Em sua coluna no The New York Times – um dos maiores jornais do mundo –, Estrada propõe um exercício de memória. E observa que o mesmo Moro que se afasta do bolsonarismo mergulhou nas águas que hoje levam a democracia brasileira ao perigo.
“A Justiça e os cidadãos não devem parar de questionar (e investigar) os métodos de Moro em sua cruzada anticorrupção quando ele era juiz e seu silêncio e cumplicidade quando ele era membro do governo Bolsonaro”, destaca o cientista político.
Palácio do Planalto
Uso político da Justiça
Estrada lembra que antes da chegada do ex-ministro ao gabinete de Bolsonaro, Moro já “dava sinais claros de não respeitar o Estado de direito”. Como juiz da Operação Lava Jato, ele inaugurou o uso político da Justiça. Condenou o ex-presidente Luiz Inácio Lula da Silva por “atos indeterminados”.
Quando todo o esquema arbitrário foi exposto pelo jornalista Glenn Greenwald, no que ficou conhecido como Vaza Jato, Moro respondeu adotando a mesma estratégia de Bolsonaro sobre a imprensa livre. Intimidou quem protestasse contra seus métodos, associando-os a criminosos e tentando destruir evidências.
Contudo, “hoje conhecemos sua ideia do Estado de direito: conluio entre o juiz e a promotoria, seletividade nas investigações, manipulação de reclamações e motivações financeiras por trás da faixa ‘anticorrupção’“, ressalta o cientista político.
Calado e aliado: o capanga
Agora, quando Moro acusa Bolsonaro de querer politizar a justiça, ao tentar interferir na Polícia Federal para obter informações de investigações em andamento, “faríamos bem ver a ironia”, destaca Estrada. Ele recorda que o ex-ministro que se calou “diante de vários ultrajes democráticos”.
Como quando o próprio presidente da República disse que Moro deu informações privilegiadas sobre operações da PF em curso. Ou ainda quando Bolsonaro começou a intervir nos principais organismos estaduais para controlá-los.

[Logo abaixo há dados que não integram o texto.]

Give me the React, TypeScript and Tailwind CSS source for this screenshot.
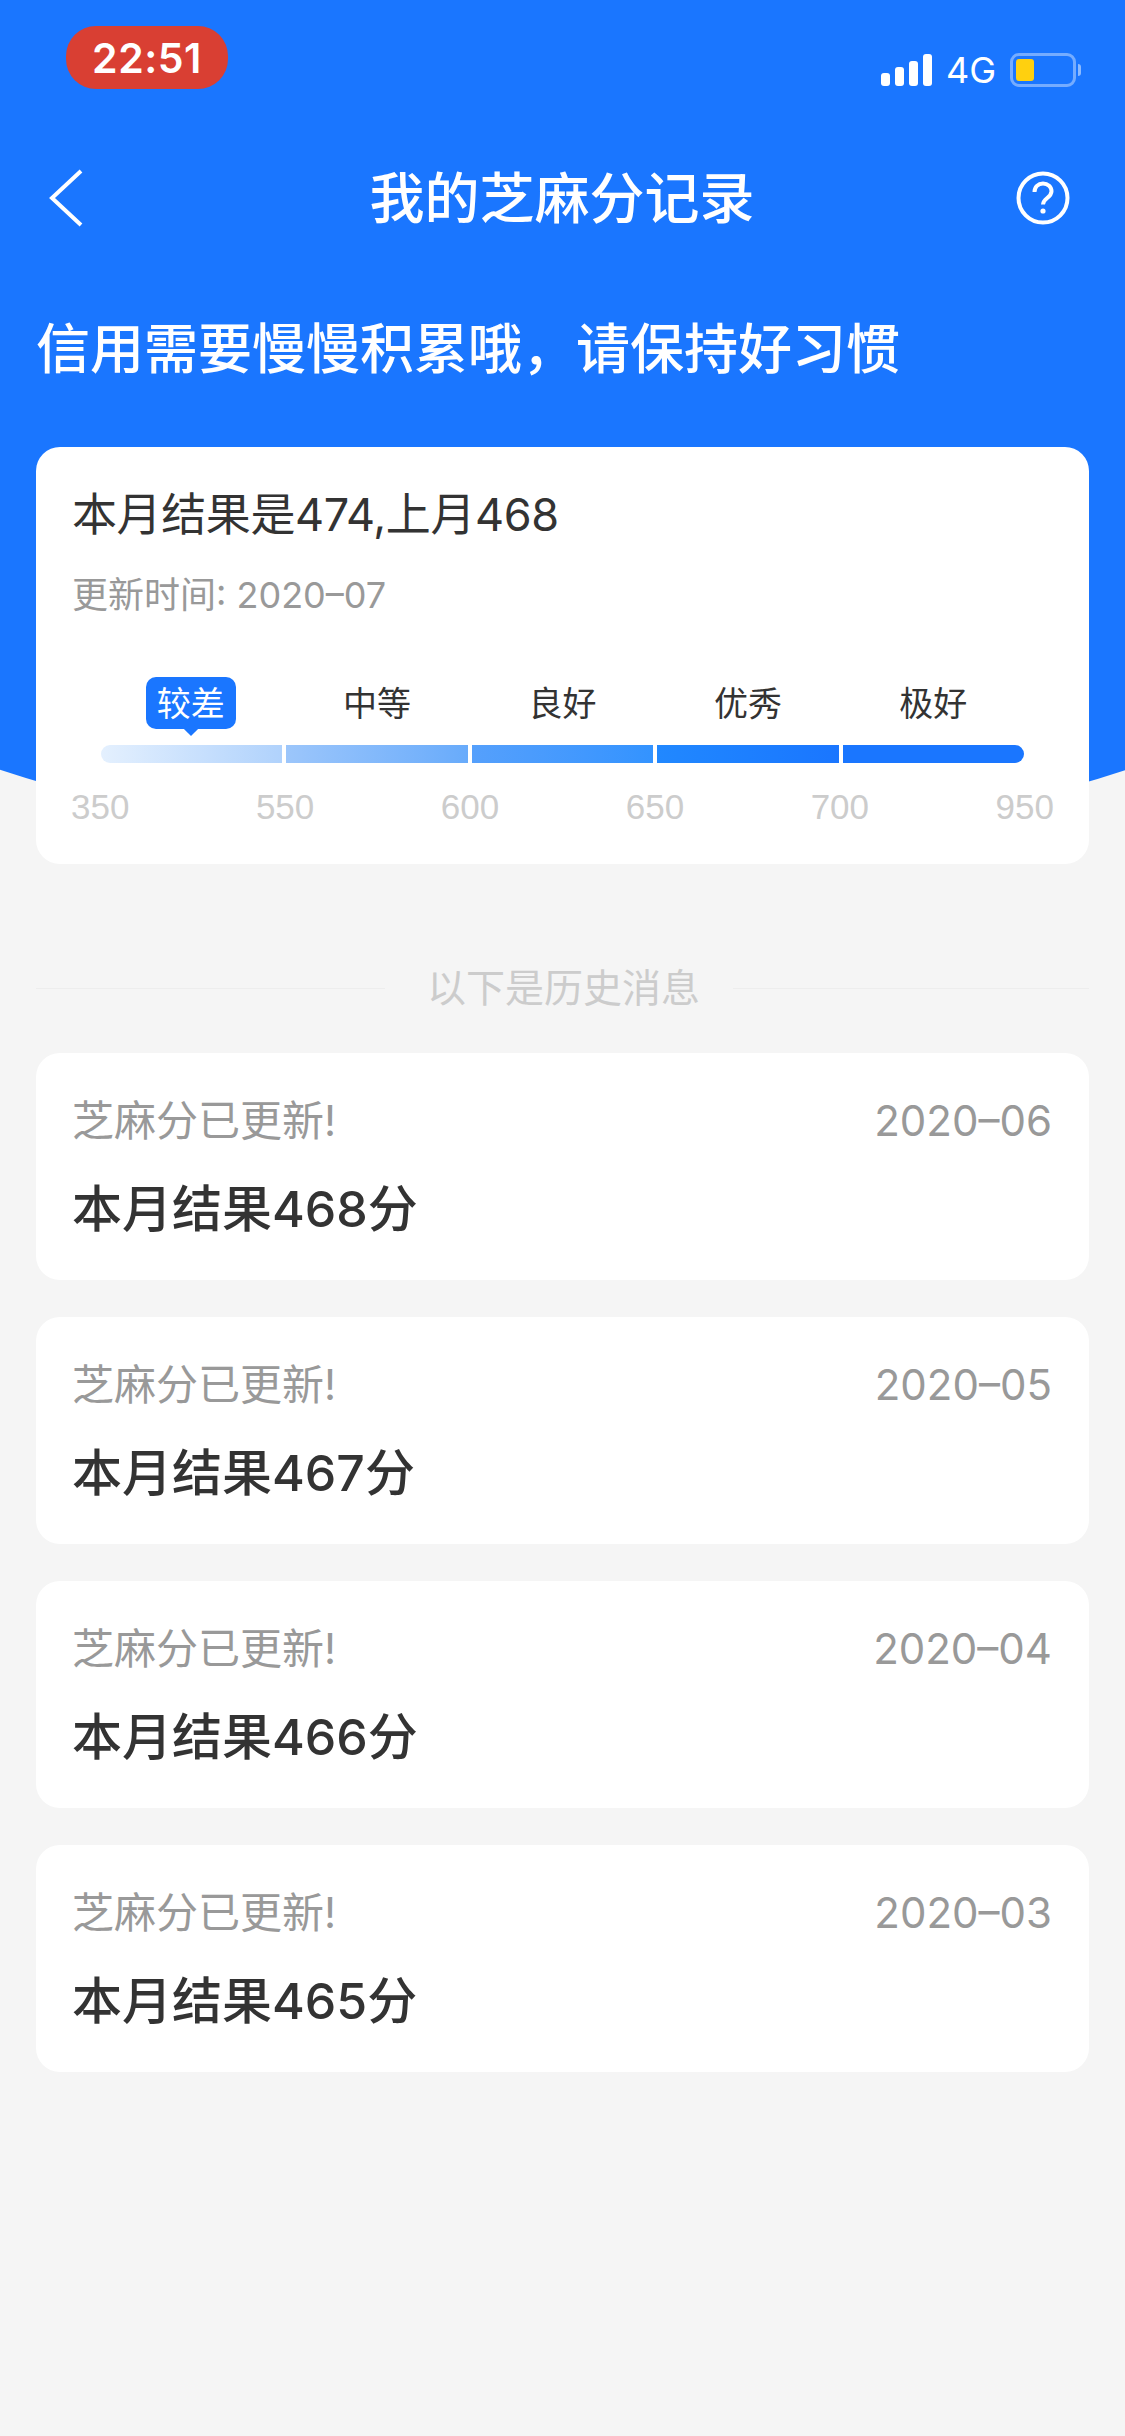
const levels = [
  { label: "较差", active: true },
  { label: "中等" },
  { label: "良好" },
  { label: "优秀" },
  { label: "极好" },
];

const scores = ["350", "550", "600", "650", "700", "950"];

const history = [
  { date: "2020–06", score: 468 },
  { date: "2020–05", score: 467 },
  { date: "2020–04", score: 466 },
  { date: "2020–03", score: 465 },
];

const StatusIcons = () => (
  <div className="flex items-center">
    <div className="flex items-end gap-[5px] h-[32px]">
      <div className="w-[9px] h-[13px] bg-white rounded-[3px]" />
      <div className="w-[9px] h-[19px] bg-white rounded-[3px]" />
      <div className="w-[9px] h-[25px] bg-white rounded-[3px]" />
      <div className="w-[9px] h-[32px] bg-white rounded-[3px]" />
    </div>
    <span className="ml-[14px] text-[36px] leading-[32px] text-white">4G</span>
    <div className="ml-[14px] flex items-center">
      <div className="w-[66px] h-[34px] rounded-[9px] border-[3px] border-white/40 p-[3px]">
        <div className="w-[18px] h-full rounded-[3px] bg-[#ffd00f]" />
      </div>
      <div className="ml-[2px] w-[3px] h-[12px] rounded-r-[3px] bg-white/50" />
    </div>
  </div>
);

export default function App() {
  return (
    <div className="relative w-[1125px] h-[2436px] overflow-hidden bg-[#f5f5f5] font-['Inter','Noto_Sans_CJK_SC',sans-serif]">
      {/* blue curved header background */}
      <div className="absolute left-[-237px] top-[-100px] w-[1600px] h-[948px] bg-[#1a76ff] rounded-b-[800px_270px]" />

      <div className="relative">
        {/* Status bar */}
        <div className="flex justify-between h-[150px] pl-[66px] pr-[44px]">
          <div className="mt-[26px] w-[162px] h-[63px] rounded-[30px] bg-[#d93f33] flex items-center justify-center text-white text-[41px] font-semibold tracking-[0.5px] pt-[2px]">
            22:51
          </div>
          <div className="mt-[53px] self-start">
            <StatusIcons />
          </div>
        </div>

        {/* Nav */}
        <div className="grid grid-cols-[60px_1fr_54px] items-center h-[96px] pl-[48px] pr-[55px]">
          <svg width="36" height="58" viewBox="0 0 36 58" fill="none">
            <path d="M33 2 L4 29 L33 56" stroke="white" strokeWidth="4" />
          </svg>
          <h1 className="text-center text-[55px] leading-[96px] font-medium text-white">我的芝麻分记录</h1>
          <svg width="54" height="54" viewBox="0 0 54 54" fill="none">
            <circle cx="27" cy="27" r="24.5" stroke="white" strokeWidth="4" />
            <path d="M18.5 21c0-5 3.6-8.5 8.5-8.500s8.500 3.300 8.500 7.800c0 6.700-8.500 6.700-8.500 13.200" stroke="white" strokeWidth="4" />
            <circle cx="27" cy="40" r="2.600" fill="white" />
          </svg>
        </div>

        {/* Slogan */}
        <div className="h-[201px] pl-[36px] pt-[64px]">
          <p className="text-[54px] leading-[80px] font-medium text-white">信用需要慢慢积累哦，请保持好习惯</p>
        </div>

        {/* Score card */}
        <div className="mx-[36px] h-[417px] rounded-[24px] bg-white">
          <div className="pl-[36px] pr-[37px] pt-[36px]">
            <p className="text-[45px] leading-[64px] tracking-[-0.4px] text-[#333]">本月结果是474,上月468</p>
            <p className="mt-[23px] text-[36px] leading-[50px] text-[#999]">更新时间: 2020–07</p>
          </div>

          <div className="mt-[57px] mx-[65px] grid grid-cols-5 gap-x-[4px]">
            {levels.map((level) => (
              <div key={level.label} className="h-[52px] flex items-center justify-center">
                {level.active ? (
                  <span className="relative mr-[2px] w-[90px] h-[52px] rounded-[10px] bg-[#1a76ff] flex items-center justify-center text-[34px] text-white">
                    {level.label}
                    <span className="absolute left-[40px] bottom-[-5px] w-[10px] h-[10px] rotate-45 bg-[#1a76ff]" />
                  </span>
                ) : (
                  <span className="text-[34px] text-[#333]">{level.label}</span>
                )}
              </div>
            ))}
          </div>

          <div className="mt-[16px] mx-[65px] h-[18px] grid grid-cols-5 gap-x-[4px]">
            <div className="rounded-l-[9px] bg-gradient-to-r from-[#e4f0fe] to-[#b0d2fc]" />
            <div className="bg-gradient-to-r from-[#9cc6fb] to-[#68abfb]" />
            <div className="bg-gradient-to-r from-[#55a0fc] to-[#3393ff]" />
            <div className="bg-gradient-to-r from-[#2188ff] to-[#1a76ff]" />
            <div className="rounded-r-[9px] bg-[#1a76ff]" />
          </div>

          <div className="mt-[20px] mx-[35px] flex justify-between font-['Liberation_Sans',sans-serif] text-[35px] leading-[48px] text-[#ccc]">
            {scores.map((score) => (
              <span key={score}>{score}</span>
            ))}
          </div>
        </div>

        {/* Divider */}
        <div className="mt-[92px] mx-[36px] h-[64px] flex items-center">
          <div className="w-[349px] h-px bg-[#ededed]" />
          <span className="ml-[42px] mr-[33px] text-[39px] text-[#ccc]">以下是历史消息</span>
          <div className="flex-1 h-px bg-[#ededed]" />
        </div>

        {/* History */}
        <div className="mt-[33px] mx-[36px] flex flex-col gap-y-[37px]">
          {history.map((item) => (
            <div key={item.date} className="h-[227px] rounded-[24px] bg-white pl-[36px] pr-[37px] pt-[40px]">
              <div className="flex justify-between items-center h-[54px] text-[42px] text-[#999]">
                <span>芝麻分已更新!</span>
                <span>{item.date}</span>
              </div>
              <p className="mt-[26px] text-[50px] leading-[72px] font-medium text-[#333]">本月结果{item.score}分</p>
            </div>
          ))}
        </div>
      </div>
    </div>
  );
}
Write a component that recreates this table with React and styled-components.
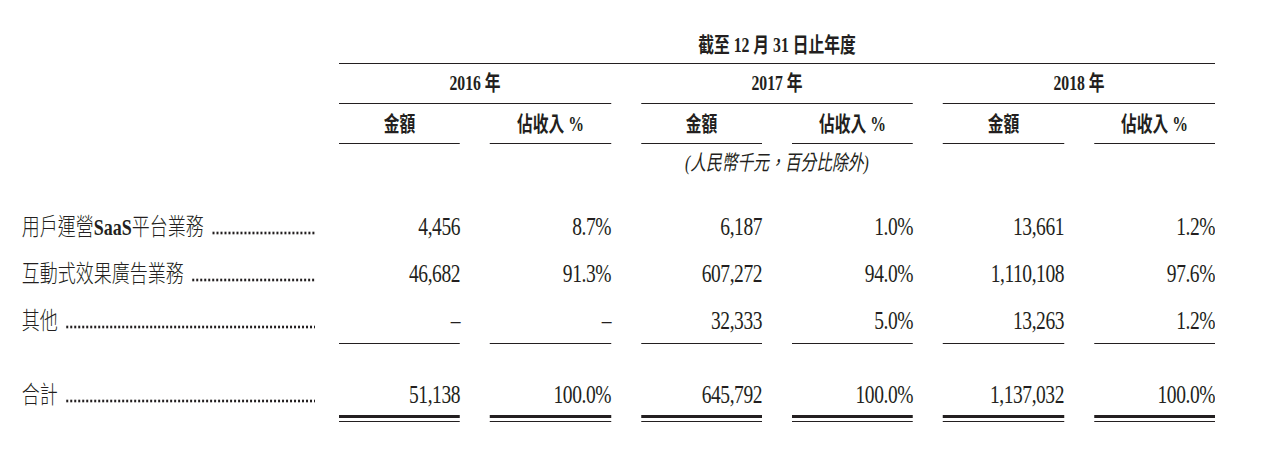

Até a sugestão do então ministro em reduzir os poderes de inspeção do Instituto Brasileiro de Proteção Ambiental (Proam).
Destituído do governo que ajudou a eleger, Moro limitou-se a pedir desculpas ao Supremo. O analista finaliza seu artigo com uma sugestão. “Se o próprio Moro quis defender a democracia do país para impedir que os reveses autoritários aprofundassem a distopia brasileira, ele deveria desistir de suas ambições políticas e reconhecer que a corrupção não pode ser combatida usando métodos corruptos. Um pedido de desculpas não é suficiente.”